# Set problem
Select the lines of the records containing the word "this" and list them.

━━━━━━━━━━

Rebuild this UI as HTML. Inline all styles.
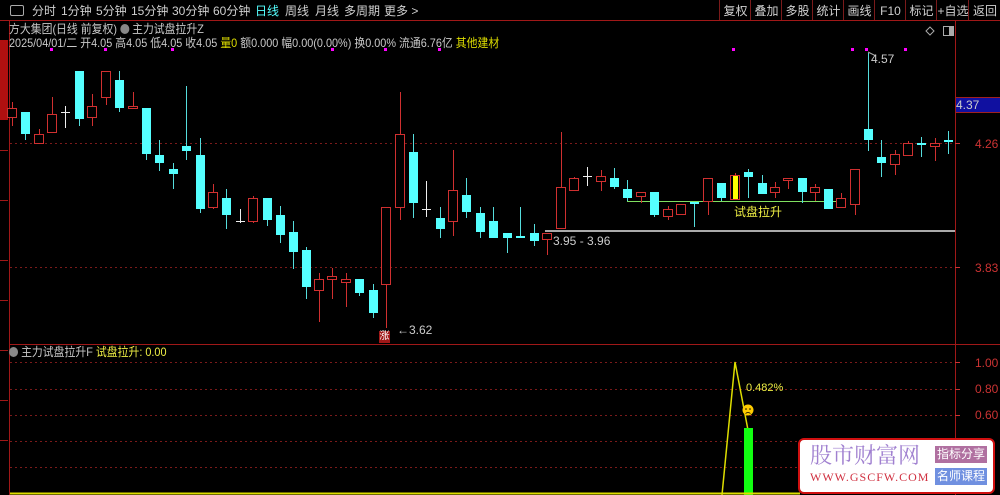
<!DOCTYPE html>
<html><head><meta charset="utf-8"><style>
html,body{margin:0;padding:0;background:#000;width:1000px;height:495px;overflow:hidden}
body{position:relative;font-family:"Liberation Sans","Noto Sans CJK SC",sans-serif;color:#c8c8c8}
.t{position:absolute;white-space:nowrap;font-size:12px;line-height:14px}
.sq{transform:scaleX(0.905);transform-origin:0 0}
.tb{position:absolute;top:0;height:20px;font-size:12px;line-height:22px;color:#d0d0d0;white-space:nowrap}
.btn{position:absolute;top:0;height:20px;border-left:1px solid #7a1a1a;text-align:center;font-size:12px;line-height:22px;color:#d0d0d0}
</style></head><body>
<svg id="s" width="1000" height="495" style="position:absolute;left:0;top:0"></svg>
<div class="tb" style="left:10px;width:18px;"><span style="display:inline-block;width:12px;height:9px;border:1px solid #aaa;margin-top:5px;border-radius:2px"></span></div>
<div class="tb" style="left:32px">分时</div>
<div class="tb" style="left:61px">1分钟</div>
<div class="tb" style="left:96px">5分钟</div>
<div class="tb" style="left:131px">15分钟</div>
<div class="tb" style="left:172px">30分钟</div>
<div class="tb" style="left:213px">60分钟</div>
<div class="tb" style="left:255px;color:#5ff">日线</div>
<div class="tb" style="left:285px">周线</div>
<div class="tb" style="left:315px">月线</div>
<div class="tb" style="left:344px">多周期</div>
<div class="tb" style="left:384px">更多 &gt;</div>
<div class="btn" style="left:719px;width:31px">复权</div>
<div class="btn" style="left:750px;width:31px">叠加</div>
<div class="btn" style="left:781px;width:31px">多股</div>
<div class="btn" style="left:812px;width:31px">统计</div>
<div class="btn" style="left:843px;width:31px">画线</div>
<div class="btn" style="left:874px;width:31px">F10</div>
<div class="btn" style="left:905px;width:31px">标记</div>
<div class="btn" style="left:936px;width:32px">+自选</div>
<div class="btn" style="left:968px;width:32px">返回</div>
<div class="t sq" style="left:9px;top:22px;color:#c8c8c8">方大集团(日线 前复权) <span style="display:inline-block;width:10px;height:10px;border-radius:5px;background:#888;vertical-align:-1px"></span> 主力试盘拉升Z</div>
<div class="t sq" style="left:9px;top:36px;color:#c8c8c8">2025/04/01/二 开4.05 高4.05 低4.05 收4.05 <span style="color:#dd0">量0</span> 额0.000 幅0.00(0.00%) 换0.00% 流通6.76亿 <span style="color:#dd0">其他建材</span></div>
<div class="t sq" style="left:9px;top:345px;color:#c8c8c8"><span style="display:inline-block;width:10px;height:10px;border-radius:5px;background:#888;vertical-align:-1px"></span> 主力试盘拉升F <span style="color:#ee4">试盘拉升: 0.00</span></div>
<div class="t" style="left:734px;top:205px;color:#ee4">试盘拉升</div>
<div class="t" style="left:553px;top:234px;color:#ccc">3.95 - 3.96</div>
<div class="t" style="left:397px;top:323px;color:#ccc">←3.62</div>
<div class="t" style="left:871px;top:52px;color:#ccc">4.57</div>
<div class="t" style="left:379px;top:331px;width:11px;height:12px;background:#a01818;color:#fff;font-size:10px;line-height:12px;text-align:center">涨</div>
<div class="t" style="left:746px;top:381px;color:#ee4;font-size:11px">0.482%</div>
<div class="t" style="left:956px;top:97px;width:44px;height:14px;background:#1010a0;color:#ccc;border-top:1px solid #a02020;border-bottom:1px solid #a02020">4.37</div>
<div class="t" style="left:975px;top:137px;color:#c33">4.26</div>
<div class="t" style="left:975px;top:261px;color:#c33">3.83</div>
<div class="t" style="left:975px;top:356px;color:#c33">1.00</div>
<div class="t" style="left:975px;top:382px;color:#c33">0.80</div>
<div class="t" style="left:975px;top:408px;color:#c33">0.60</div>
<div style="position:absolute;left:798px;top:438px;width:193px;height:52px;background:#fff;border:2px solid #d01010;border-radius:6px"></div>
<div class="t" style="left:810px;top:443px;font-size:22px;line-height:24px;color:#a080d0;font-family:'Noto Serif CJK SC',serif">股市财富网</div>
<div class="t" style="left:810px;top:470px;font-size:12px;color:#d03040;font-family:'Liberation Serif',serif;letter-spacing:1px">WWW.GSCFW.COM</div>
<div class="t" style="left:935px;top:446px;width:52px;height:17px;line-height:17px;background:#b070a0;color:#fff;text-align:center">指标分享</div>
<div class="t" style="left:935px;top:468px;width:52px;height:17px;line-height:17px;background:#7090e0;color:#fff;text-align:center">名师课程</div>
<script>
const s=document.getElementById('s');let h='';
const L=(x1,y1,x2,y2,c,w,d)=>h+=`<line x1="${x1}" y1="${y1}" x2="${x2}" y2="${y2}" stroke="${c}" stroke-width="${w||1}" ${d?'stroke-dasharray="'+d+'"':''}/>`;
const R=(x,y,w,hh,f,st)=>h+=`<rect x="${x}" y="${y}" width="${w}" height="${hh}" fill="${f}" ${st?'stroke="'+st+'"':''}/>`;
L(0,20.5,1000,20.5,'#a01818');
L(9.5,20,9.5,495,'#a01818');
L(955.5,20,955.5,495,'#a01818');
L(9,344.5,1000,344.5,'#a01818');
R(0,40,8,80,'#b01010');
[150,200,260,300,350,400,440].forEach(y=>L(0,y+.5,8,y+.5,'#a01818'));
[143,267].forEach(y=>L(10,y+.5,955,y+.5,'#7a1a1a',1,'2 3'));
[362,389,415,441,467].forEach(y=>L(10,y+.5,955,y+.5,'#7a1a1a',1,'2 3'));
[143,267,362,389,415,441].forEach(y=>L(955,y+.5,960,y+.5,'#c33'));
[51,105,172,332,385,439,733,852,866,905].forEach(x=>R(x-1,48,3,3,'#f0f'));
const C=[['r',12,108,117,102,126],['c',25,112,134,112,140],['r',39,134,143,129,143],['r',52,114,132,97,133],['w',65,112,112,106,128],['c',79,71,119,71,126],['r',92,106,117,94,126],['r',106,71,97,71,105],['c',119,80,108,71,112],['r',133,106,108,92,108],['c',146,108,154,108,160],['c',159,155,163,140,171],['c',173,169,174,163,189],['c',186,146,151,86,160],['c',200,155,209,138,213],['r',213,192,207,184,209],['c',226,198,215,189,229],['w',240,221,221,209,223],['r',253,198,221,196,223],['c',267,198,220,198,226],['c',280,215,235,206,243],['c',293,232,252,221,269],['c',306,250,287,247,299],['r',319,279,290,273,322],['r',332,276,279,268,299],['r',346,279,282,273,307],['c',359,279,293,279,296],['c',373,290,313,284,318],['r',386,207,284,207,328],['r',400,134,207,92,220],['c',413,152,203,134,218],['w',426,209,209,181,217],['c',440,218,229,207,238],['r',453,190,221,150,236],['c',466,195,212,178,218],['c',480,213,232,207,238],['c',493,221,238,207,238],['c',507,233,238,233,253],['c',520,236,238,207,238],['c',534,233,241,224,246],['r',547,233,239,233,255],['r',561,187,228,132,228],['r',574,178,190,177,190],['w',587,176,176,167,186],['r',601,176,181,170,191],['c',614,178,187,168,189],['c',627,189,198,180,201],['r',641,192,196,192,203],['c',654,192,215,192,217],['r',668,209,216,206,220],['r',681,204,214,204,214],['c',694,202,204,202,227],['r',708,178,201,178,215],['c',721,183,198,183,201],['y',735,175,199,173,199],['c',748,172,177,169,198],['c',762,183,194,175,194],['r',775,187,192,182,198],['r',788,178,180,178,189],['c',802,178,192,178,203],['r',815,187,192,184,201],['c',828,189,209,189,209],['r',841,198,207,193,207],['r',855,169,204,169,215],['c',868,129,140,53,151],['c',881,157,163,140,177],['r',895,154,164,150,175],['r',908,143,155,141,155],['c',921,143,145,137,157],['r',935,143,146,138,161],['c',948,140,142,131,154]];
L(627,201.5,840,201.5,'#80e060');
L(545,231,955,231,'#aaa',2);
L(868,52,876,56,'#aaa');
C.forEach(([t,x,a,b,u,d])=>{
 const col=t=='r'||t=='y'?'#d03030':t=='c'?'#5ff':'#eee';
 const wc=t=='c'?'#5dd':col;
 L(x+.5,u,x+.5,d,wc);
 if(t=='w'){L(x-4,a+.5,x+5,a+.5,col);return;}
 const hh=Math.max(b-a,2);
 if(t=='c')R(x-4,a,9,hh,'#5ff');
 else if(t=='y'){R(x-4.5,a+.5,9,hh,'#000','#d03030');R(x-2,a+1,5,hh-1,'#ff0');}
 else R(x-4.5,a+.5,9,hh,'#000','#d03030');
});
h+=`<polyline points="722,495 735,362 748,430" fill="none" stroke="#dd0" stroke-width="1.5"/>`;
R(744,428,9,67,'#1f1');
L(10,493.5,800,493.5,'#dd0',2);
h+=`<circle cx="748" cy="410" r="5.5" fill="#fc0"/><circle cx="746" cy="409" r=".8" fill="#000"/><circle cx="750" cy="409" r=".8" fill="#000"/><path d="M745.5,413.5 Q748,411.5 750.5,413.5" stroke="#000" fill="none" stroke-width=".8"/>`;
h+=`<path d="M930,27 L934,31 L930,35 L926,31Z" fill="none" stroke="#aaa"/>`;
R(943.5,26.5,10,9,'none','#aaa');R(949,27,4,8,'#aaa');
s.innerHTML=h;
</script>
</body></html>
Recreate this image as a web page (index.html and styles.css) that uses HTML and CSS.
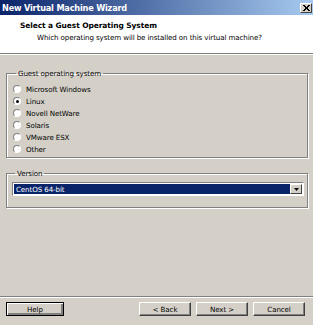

━━━━━━━━━━

# Task solution
Rebuild this UI as HTML. Inline all styles.
Recreate this image as a web page (index.html and styles.css) that uses HTML and CSS.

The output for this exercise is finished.